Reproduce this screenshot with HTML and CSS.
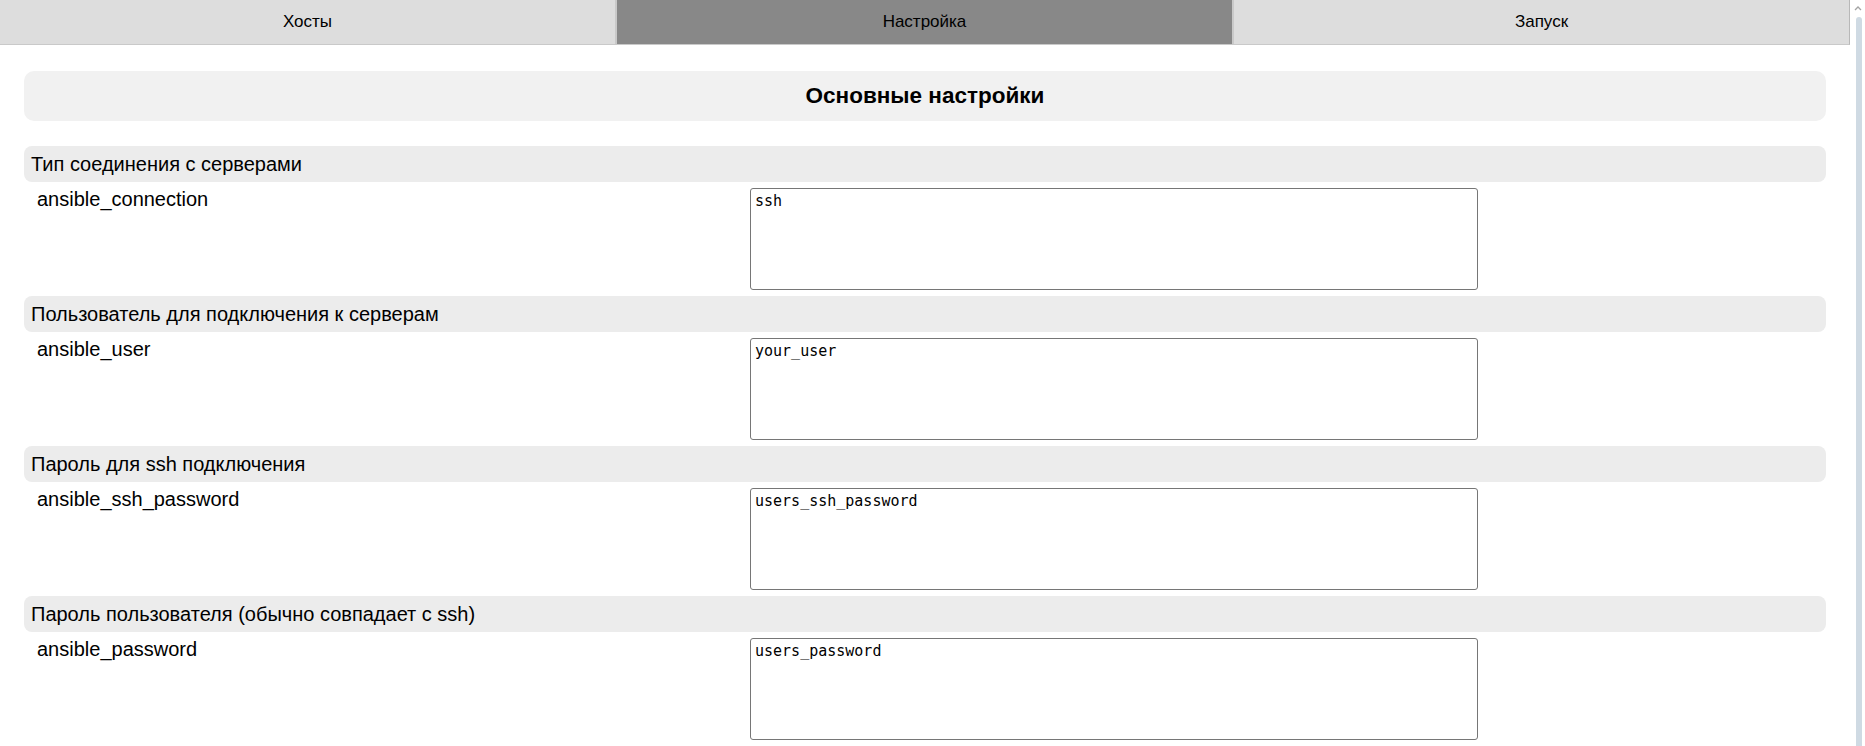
FILE: index.html
```html
<!DOCTYPE html>
<html lang="ru">
<head>
<meta charset="utf-8">
<title>Настройка</title>
<link rel="stylesheet" href="styles.css">
</head>
<body>
<div class="page">
  <div class="app">
    <nav class="tabs">
      <button class="tab">Хосты</button>
      <button class="tab tab-active">Настройка</button>
      <button class="tab">Запуск</button>
    </nav>
    <main class="content">
      <div class="title-box"><h2 class="title">Основные настройки</h2></div>

      <section class="group">
        <div class="group-head">Тип соединения с серверами</div>
        <div class="row">
          <div class="label">ansible_connection</div>
          <textarea class="value">ssh</textarea>
        </div>
      </section>

      <section class="group">
        <div class="group-head">Пользователь для подключения к серверам</div>
        <div class="row">
          <div class="label">ansible_user</div>
          <textarea class="value">your_user</textarea>
        </div>
      </section>

      <section class="group">
        <div class="group-head">Пароль для ssh подключения</div>
        <div class="row">
          <div class="label">ansible_ssh_password</div>
          <textarea class="value">users_ssh_password</textarea>
        </div>
      </section>

      <section class="group">
        <div class="group-head">Пароль пользователя (обычно совпадает с ssh)</div>
        <div class="row">
          <div class="label">ansible_password</div>
          <textarea class="value">users_password</textarea>
        </div>
      </section>
    </main>
  </div>
  <div class="scrollbar" aria-hidden="true">
    <svg class="scroll-arrow" width="15" height="17" viewBox="0 0 15 17">
      <path d="M5 10 L8 7 L11 10" fill="none" stroke="#a3a3a3" stroke-width="1.3"/>
    </svg>
    <div class="scroll-thumb"></div>
  </div>
</div>
</body>
</html>
```

FILE: styles.css
```css
body {
  margin: 0;
  font-family: "Liberation Sans", Arial, sans-serif;
  color: #000;
  background: #fff;
  overflow: hidden;
}

.page {
  display: flex;
  height: 746px;
}
.app {
  flex: 1;
  min-width: 0;
}

.scrollbar {
  width: 15px;
  flex: none;
  display: flex;
  flex-direction: column;
  background: #ffffff;
}
.scroll-arrow {
  display: block;
  flex: none;
}
.scroll-thumb {
  flex: 1;
  margin: 0 3px 0 6px;
  background: #cfdae3;
  border-radius: 3px 3px 0 0;
}

.tabs {
  display: flex;
  height: 45px;
}
.tab {
  flex: 1;
  margin: 0;
  padding: 0;
  font-family: "Liberation Sans", Arial, sans-serif;
  font-size: 17px;
  color: #000;
  background: #dddddd;
  border: 0;
  border-left: 1px solid #c9c9c9;
  border-right: 1px solid #c9c9c9;
  border-bottom: 1px solid #c9c9c9;
}
.tab:first-child {
  border-left: 0;
}
.tab:last-child {
  border-right-color: #b8b8b8;
}
.tab-active {
  background: #888888;
}

.content {
  padding: 26px 24px 10px;
}

.title-box {
  height: 50px;
  background: #f1f1f1;
  border-radius: 10px;
  display: flex;
  align-items: center;
  justify-content: center;
  margin-bottom: 25px;
}
.title {
  margin: 0;
  font-size: 22.5px;
  font-weight: bold;
}

.group-head {
  height: 36px;
  display: flex;
  align-items: center;
  padding-left: 7px;
  background: #ececec;
  border-radius: 8px;
  font-size: 20px;
}

.row {
  display: grid;
  grid-template-columns: 726px 728px;
  margin: 6px 0;
}
.label {
  padding-left: 13px;
  font-size: 20px;
  line-height: 23px;
}
.value {
  box-sizing: border-box;
  width: 728px;
  height: 102px;
  margin: 0;
  padding: 3px 4px;
  border: 1px solid #767676;
  border-radius: 3px;
  font-family: "DejaVu Sans Mono", "Liberation Mono", monospace;
  font-size: 15px;
  line-height: 18px;
  color: #000;
  resize: none;
  background: #fff;
}
```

> Requirement:
Quote all the lines above exactly as given. Do not include the pictures.

> Exercise solution:
Reproduce this screenshot with HTML and CSS.
FILE: index.html
```html
<!DOCTYPE html>
<html lang="ru">
<head>
<meta charset="utf-8">
<title>Настройка</title>
<link rel="stylesheet" href="styles.css">
</head>
<body>
<div class="page">
  <div class="app">
    <nav class="tabs">
      <button class="tab">Хосты</button>
      <button class="tab tab-active">Настройка</button>
      <button class="tab">Запуск</button>
    </nav>
    <main class="content">
      <div class="title-box"><h2 class="title">Основные настройки</h2></div>

      <section class="group">
        <div class="group-head">Тип соединения с серверами</div>
        <div class="row">
          <div class="label">ansible_connection</div>
          <textarea class="value">ssh</textarea>
        </div>
      </section>

      <section class="group">
        <div class="group-head">Пользователь для подключения к серверам</div>
        <div class="row">
          <div class="label">ansible_user</div>
          <textarea class="value">your_user</textarea>
        </div>
      </section>

      <section class="group">
        <div class="group-head">Пароль для ssh подключения</div>
        <div class="row">
          <div class="label">ansible_ssh_password</div>
          <textarea class="value">users_ssh_password</textarea>
        </div>
      </section>

      <section class="group">
        <div class="group-head">Пароль пользователя (обычно совпадает с ssh)</div>
        <div class="row">
          <div class="label">ansible_password</div>
          <textarea class="value">users_password</textarea>
        </div>
      </section>
    </main>
  </div>
  <div class="scrollbar" aria-hidden="true">
    <svg class="scroll-arrow" width="15" height="17" viewBox="0 0 15 17">
      <path d="M5 10 L8 7 L11 10" fill="none" stroke="#a3a3a3" stroke-width="1.3"/>
    </svg>
    <div class="scroll-thumb"></div>
  </div>
</div>
</body>
</html>
```

FILE: styles.css
```css
body {
  margin: 0;
  font-family: "Liberation Sans", Arial, sans-serif;
  color: #000;
  background: #fff;
  overflow: hidden;
}

.page {
  display: flex;
  height: 746px;
}
.app {
  flex: 1;
  min-width: 0;
}

.scrollbar {
  width: 15px;
  flex: none;
  display: flex;
  flex-direction: column;
  background: #ffffff;
}
.scroll-arrow {
  display: block;
  flex: none;
}
.scroll-thumb {
  flex: 1;
  margin: 0 3px 0 6px;
  background: #cfdae3;
  border-radius: 3px 3px 0 0;
}

.tabs {
  display: flex;
  height: 45px;
}
.tab {
  flex: 1;
  margin: 0;
  padding: 0;
  font-family: "Liberation Sans", Arial, sans-serif;
  font-size: 17px;
  color: #000;
  background: #dddddd;
  border: 0;
  border-left: 1px solid #c9c9c9;
  border-right: 1px solid #c9c9c9;
  border-bottom: 1px solid #c9c9c9;
}
.tab:first-child {
  border-left: 0;
}
.tab:last-child {
  border-right-color: #b8b8b8;
}
.tab-active {
  background: #888888;
}

.content {
  padding: 26px 24px 10px;
}

.title-box {
  height: 50px;
  background: #f1f1f1;
  border-radius: 10px;
  display: flex;
  align-items: center;
  justify-content: center;
  margin-bottom: 25px;
}
.title {
  margin: 0;
  font-size: 22.5px;
  font-weight: bold;
}

.group-head {
  height: 36px;
  display: flex;
  align-items: center;
  padding-left: 7px;
  background: #ececec;
  border-radius: 8px;
  font-size: 20px;
}

.row {
  display: grid;
  grid-template-columns: 726px 728px;
  margin: 6px 0;
}
.label {
  padding-left: 13px;
  font-size: 20px;
  line-height: 23px;
}
.value {
  box-sizing: border-box;
  width: 728px;
  height: 102px;
  margin: 0;
  padding: 3px 4px;
  border: 1px solid #767676;
  border-radius: 3px;
  font-family: "DejaVu Sans Mono", "Liberation Mono", monospace;
  font-size: 15px;
  line-height: 18px;
  color: #000;
  resize: none;
  background: #fff;
}
```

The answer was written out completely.